Mike Caspar has another great post, this time about being truthful about the challenges of working in a high performance team environment.
I had a fantastic discussion this weekend while on a road trip with my colleague David Parker. We talked about the different aspects of Truthfulness. This is what we came up with.
Are you perfectly honest? Is every statement you make factually correct to the best of your knowledge?
Behaviors that are not honest include: hyperbole and exaggeration, sarcasm, falsehoods, omissions.
Honesty is the quality most obviously associated with Truthfulness.
When you make a commitment, do you keep it? Are your deeds an accurate reflection of your words and thoughts?
Behaviors that erode integrity include hypocrisy, unreliability, lateness.
When someone wants to know something can they find it out from you? Can you provide simple proof of your words and deeds?

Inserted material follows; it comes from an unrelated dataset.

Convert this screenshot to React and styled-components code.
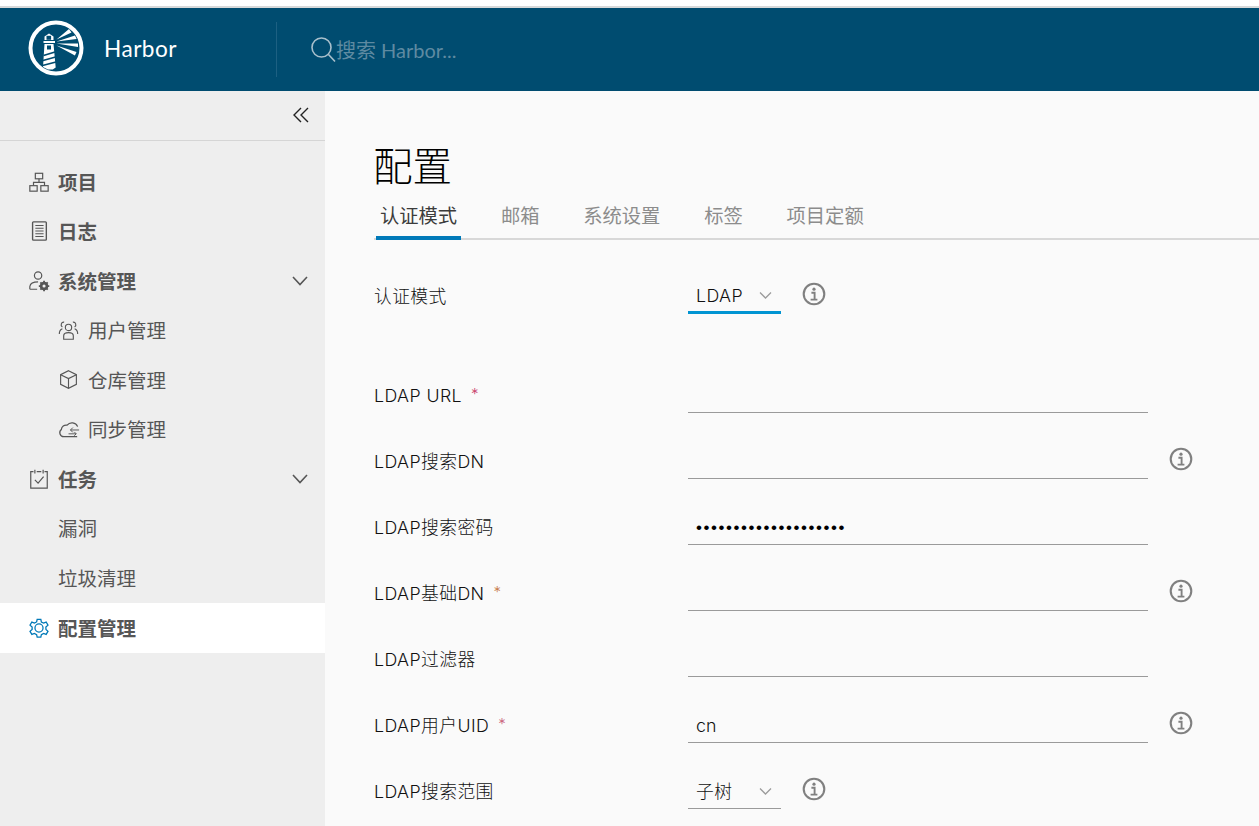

Behaviors that prevent transparency include stonewalling, passing the buck, verbal diarrhea, and the use of esoteric or inappropriate jargon.
Do you accept that the unexpected is natural? Have you given up trying to control your environment?
Things that block serenity are anxiety and worry, reactionary anger, backstabbing, and manipulation.
Do you accept that others have wisdom, knowledge and experience that you don’t? Can you admit both the possibility of being wrong, and the fact of being wrong?
There are many things that prevent the development of humility: taking offense from comments about yourself, your ideas or your actions, insisting on your way, vanity, boasting, and even ostentatious self-deprecation.